*What the exercise asks:* Only the lines from the start of the data through the line with "import React from" belong in the copy. Restate them word for word, minus the pictures.

==========

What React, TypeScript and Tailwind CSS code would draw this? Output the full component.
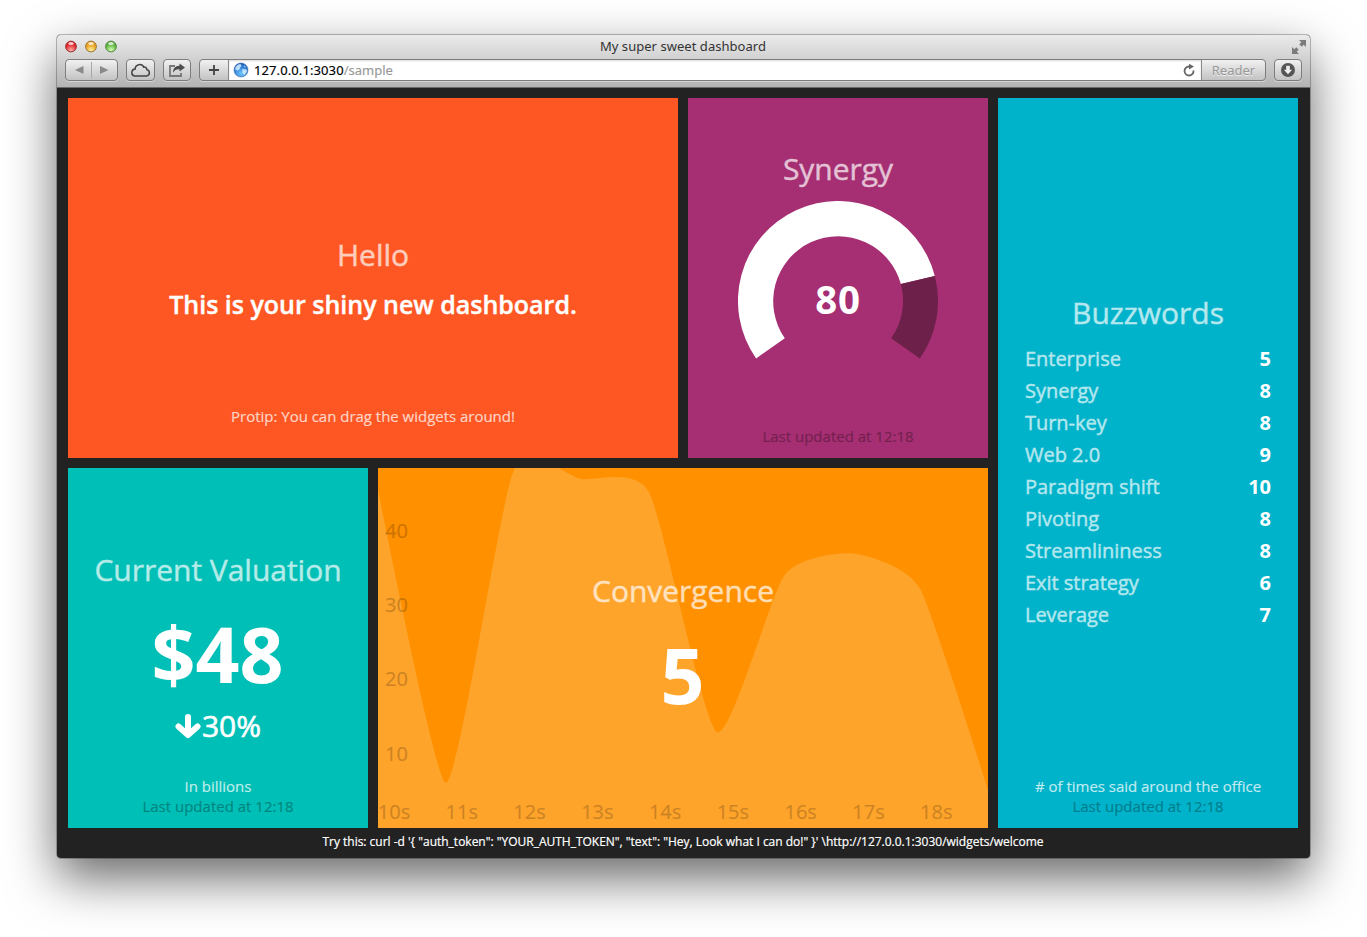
import React from "react";

const buzzwords: [string, number][] = [
  ["Enterprise", 5],
  ["Synergy", 8],
  ["Turn-key", 8],
  ["Web 2.0", 9],
  ["Paradigm shift", 10],
  ["Pivoting", 8],
  ["Streamlininess", 8],
  ["Exit strategy", 6],
  ["Leverage", 7],
];

const button =
  "flex h-[22px] items-center justify-center rounded-[4px] border border-[#7d7d7d] bg-gradient-to-b from-[#f1f1f1] to-[#c3c3c3] shadow-[0_1px_0_rgba(255,255,255,0.4)]";

function Chrome() {
  return (
    <header className="flex h-[53px] flex-col rounded-t-[4px] border-b border-[#6a6a6a] bg-gradient-to-b from-[#ebebeb] to-[#b3b3b3] font-['Noto_Sans',sans-serif]">
      <div className="grid h-[24px] grid-cols-3 items-center pl-[7px] pr-[3px]">
        <svg className="-mt-px" width="56" height="16" viewBox="0 0 56 16">
          <defs>
            {[
              ["red", "#ffb0a8", "#e0242a"],
              ["amber", "#fff0a0", "#e8a020"],
              ["green", "#d8ffb8", "#5cb440"],
            ].map(([id, a, b]) => (
              <radialGradient key={id} id={id} cx="0.5" cy="0.85" r="0.75">
                <stop offset="0" stopColor={a} />
                <stop offset="0.75" stopColor={b} />
              </radialGradient>
            ))}
          </defs>
          <circle cx="7" cy="7.500" r="5.400" fill="url(#red)" stroke="#8c2b2b" strokeOpacity="0.85" />
          <circle cx="27" cy="7.500" r="5.400" fill="url(#amber)" stroke="#8c6420" strokeOpacity="0.85" />
          <circle cx="47" cy="7.500" r="5.400" fill="url(#green)" stroke="#457a30" strokeOpacity="0.85" />
          <g fill="#fff" fillOpacity="0.75">
            <ellipse cx="7" cy="4.500" rx="2.800" ry="1.500" />
            <ellipse cx="27" cy="4.500" rx="2.800" ry="1.500" />
            <ellipse cx="47" cy="4.500" rx="2.800" ry="1.500" />
          </g>
        </svg>
        <div className="-mt-0.5 whitespace-nowrap pr-[5px] text-center text-[13px] leading-[22px] tracking-[0.04px] text-[#333]">My super sweet dashboard</div>
        <svg className="-mt-px justify-self-end" width="16" height="16" viewBox="0 0 16 16" fill="#7c7c7c">
          <path d="M8 1h7v7l-2.300-2.300-2 2-2.400-2.400 2-2zM8 15H1V8l2.300 2.300 2-2 2.400 2.400-2 2z" />
        </svg>
      </div>
      <div className="flex pl-2 pr-2">
        <div className={button + " w-[53px]"}>
          <svg width="51" height="20" viewBox="0 0 51 20">
            <path d="M17.500 6v8l-8.500-4zM34 6v8l8.500-4z" fill="#8a8a8a" />
            <path d="M25.500 2v16" stroke="#a8a8a8" />
          </svg>
        </div>
        <div className={button + " ml-2 w-[29px]"}>
          <svg width="21" height="14" viewBox="0 0 21 14" fill="none" stroke="#444" strokeWidth="1.500">
            <path d="M4.500 13h12a3.200 3.200 0 0 0 .4-6.300 2.500 2.500 0 0 0-3.100-2.500 4.500 4.500 0 0 0-8.600 1.900 3.500 3.500 0 0 0-.7 6.900z" />
          </svg>
        </div>
        <div className={button + " ml-2 w-[28px]"}>
          <svg width="18" height="16" viewBox="0 0 18 16">
            <path d="M7 4H2v10h11v-3" fill="none" stroke="#777" strokeWidth="1.800" />
            <path d="M11.500 1.500l5.500 4-5.500 4V7.200C8.500 7 6.500 8 5 10.800c0-4 2-7 6.500-7z" fill="#4c4c4c" />
          </svg>
        </div>
        <div className={button + " ml-2 flex-1"}>
          <div className="flex h-full w-[29px] items-center justify-center border-r border-[#888]">
            <svg width="12" height="12" viewBox="0 0 12 12">
              <path d="M6 1v10M1 6h10" stroke="#444" strokeWidth="1.800" />
            </svg>
          </div>
          <div className="flex h-full flex-1 items-center bg-white pl-1 shadow-[inset_0_1px_2px_rgba(0,0,0,0.15)]">
            <svg width="16" height="16" viewBox="0 0 16 16">
              <defs>
                <radialGradient id="globe" cx="0.5" cy="0.75" r="0.7">
                  <stop offset="0" stopColor="#6cc6ff" />
                  <stop offset="1" stopColor="#1d5fc0" />
                </radialGradient>
              </defs>
              <circle cx="8" cy="8" r="7" fill="url(#globe)" stroke="#2a5a9c" strokeWidth="0.500" />
              <path d="M2.500 5.500c1-2 3-3.500 5-3.500l1 2L7 5.500l-.5 2L4 8.500 2.300 7.500zM9.500 7l4 .5 .5 2-2.500 3.500-1.500-1-.8-2.500zM11 3l2 2-1.500.5z" fill="#d3efff" fillOpacity="0.85" />
            </svg>
            <span className="ml-[5px] mt-px flex-1 text-[13px] tracking-[0.1px] text-black [-webkit-text-stroke:0.15px]">
              127.0.0.1:3030<span className="tracking-[0px] text-[#999]">/sample</span>
            </span>
            <svg className="mr-[5px]" width="14" height="14" viewBox="0 0 14 14">
              <path d="M11.500 7.500A4.500 4.500 0 1 1 7 3.500h1" fill="none" stroke="#666" strokeWidth="1.800" />
              <path d="M7 .8l5 2.700-5 3z" fill="#666" />
            </svg>
          </div>
          <div className="flex h-full w-[64px] items-center justify-center border-l border-[#888] pt-px text-[13px] text-[#999] [text-shadow:0_1px_0_#eee]">Reader</div>
        </div>
        <div className={button + " ml-2 w-[28px]"}>
          <svg width="16" height="16" viewBox="0 0 16 16">
            <circle cx="8" cy="8" r="7" fill="#555" />
            <path d="M6.200 3.800h3.600v4h2.300L8 12.300 3.900 7.800h2.300z" fill="#eee" />
          </svg>
        </div>
      </div>
    </header>
  );
}

const points = [22, 315, 3, 11, 24.5, 264, 107, 85.5, 121, 322].map((y, i) => [i * 67.78, y]);

function cardinalPath() {
  const tangent = (i: number) => [
    0.1 * (points[i + 1][0] - points[i - 1][0]),
    0.1 * (points[i + 1][1] - points[i - 1][1]),
  ];
  const last = points.length - 1;
  const first = tangent(1);
  let d = `M${points[0]}Q${points[1][0] - first[0] * 0.67},${points[1][1] - first[1] * 0.67} ${points[1]}`;
  for (let i = 2; i < last; i++) {
    const a = tangent(i - 1);
    const b = tangent(i);
    d += `C${points[i - 1][0] + a[0]},${points[i - 1][1] + a[1]} ${points[i][0] - b[0]},${points[i][1] - b[1]} ${points[i]}`;
  }
  const end = tangent(last - 1);
  d += `Q${points[last - 1][0] + end[0] * 0.67},${points[last - 1][1] + end[1] * 0.67} ${points[last]}`;
  return d + "V360H0Z";
}

function Title({ children }: { children: React.ReactNode }) {
  return (
    <h1 className="h-10 whitespace-nowrap pt-px text-[30px] leading-10 tracking-[-0.02px] text-white opacity-70 [-webkit-text-stroke:0.4px]">
      {children}
    </h1>
  );
}

function Updated() {
  return <p className="text-[15px] leading-5 text-black opacity-30 [-webkit-text-stroke:0.2px]">Last updated at 12:18</p>;
}

function Info({ children }: { children: React.ReactNode }) {
  return <p className="text-[15px] leading-5 tracking-[-0.02px] text-white opacity-75 [-webkit-text-stroke:0.12px]">{children}</p>;
}

function Convergence() {
  return (
    <section className="relative col-span-2 h-[360px] overflow-hidden bg-[#ff9000] pt-[102px] text-center">
      <svg className="absolute inset-0" width="610" height="360" viewBox="0 0 610 360">
        <path d={cardinalPath()} fill="#ffa42b" />
        <g fill="#000" stroke="#000" strokeWidth="0.200" opacity="0.2" fontSize="20">
          {[40, 30, 20, 10].map((n, i) => (
            <text key={n} x="7" y={69.8 + i * 74.3}>{n}</text>
          ))}
          {[10, 11, 12, 13, 14, 15, 16, 17, 18].map((n, i) => (
            <text key={n} x={i * 67.78 - 0.2} y="351">{n}s</text>
          ))}
        </g>
      </svg>
      <div className="relative">
        <Title>Convergence</Title>
        <h2 className="mt-[15px] pr-px text-[77px] font-bold leading-[100px] text-white">5</h2>
      </div>
    </section>
  );
}

export default function App() {
  return (
    <div className="h-[937px] w-[1367px] overflow-hidden bg-white pl-[57px] pt-[35px] font-['Open_Sans',sans-serif]">
      <div className="h-[823px] w-[1253px] rounded-[4px] bg-[#222] shadow-[0_0_0_1px_rgba(0,0,0,0.25),0_20px_50px_rgba(0,0,0,0.6)]">
        <Chrome />
        <main className="grid grid-cols-[300px_300px_300px_300px] grid-rows-[360px_360px] gap-[10px] pl-[11px] pt-[10px] text-center">
          <section className="col-span-2 bg-[#fe5723] pt-[136px]">
            <Title>Hello</Title>
            <h3 className="mt-[13px] text-[25px] font-semibold leading-[34px] text-white [-webkit-text-stroke:0.4px]">This is your shiny new dashboard.</h3>
            <div className="mt-[85px]">
              <Info>Protip: You can drag the widgets around!</Info>
            </div>
          </section>
          <section className="bg-[#a52f72] pt-[50px]">
            <Title>Synergy</Title>
            <svg className="mx-auto mt-[13px]" width="200" height="160" viewBox="0 0 200 160">
              <path d="M18.100 157.400A100 100 0 1 1 196.800 75L162.900 83.100A65 65 0 1 0 46.800 137.300Z" fill="#fff" />
              <path d="M196.800 75A100 100 0 0 1 181.900 157.400L153.200 137.300A65 65 0 0 0 162.900 83.100Z" fill="#6c204a" />
              <text x="100" y="113" textAnchor="middle" fontSize="38.500" letterSpacing="0.800" fontWeight="700" fill="#fff">80</text>
            </svg>
            <div className="mt-[65px]"><Updated /></div>
          </section>
          <section className="row-span-2 bg-[#00b3ca] pt-[194px]">
            <Title>Buzzwords</Title>
            <ul className="mt-[11px] px-[27px] text-[20px] leading-8 tracking-[-0.03px]">
              {buzzwords.map(([label, value]) => (
                <li key={label} className="flex justify-between">
                  <span className="text-white opacity-70 [-webkit-text-stroke:0.4px]">{label}</span>
                  <span className="font-bold text-white">{value}</span>
                </li>
              ))}
            </ul>
            <div className="mt-[145px]">
              <Info># of times said around the office</Info>
            </div>
            <Updated />
          </section>
          <section className="bg-[#00bfb6] pt-[81px]">
            <Title>Current Valuation</Title>
            <h2 className="mt-[15px] pr-px text-[77px] font-bold leading-[100px] text-white">$48</h2>
            <div className="mt-[2px] flex h-10 items-center justify-center text-[30px] leading-10 text-white [-webkit-text-stroke:0.6px]">
              <svg width="27" height="27" viewBox="0 0 27 27" fill="none" stroke="#fff" strokeWidth="6" strokeLinecap="round" strokeLinejoin="round">
                <path d="M13 4v17M3.500 13.500l9.500 8.500 9.500-8.500" />
              </svg>
              <span>30%</span>
            </div>
            <div className="mt-[30px]">
              <Info>In billions</Info>
            </div>
            <Updated />
          </section>
          <Convergence />
        </main>
        <footer className="mt-1 whitespace-nowrap pr-px text-center text-[12px] leading-5 tracking-[-0.01px] text-white [-webkit-text-stroke:0.2px]">
          {`Try this: curl -d '{ "auth_token": "YOUR_AUTH_TOKEN", "text": "Hey, Look what I can do!" }' \\http://127.0.0.1:3030/widgets/welcome`}
        </footer>
      </div>
    </div>
  );
}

==========

*Result of this task:*
What React, TypeScript and Tailwind CSS code would draw this? Output the full component.
import React from "react";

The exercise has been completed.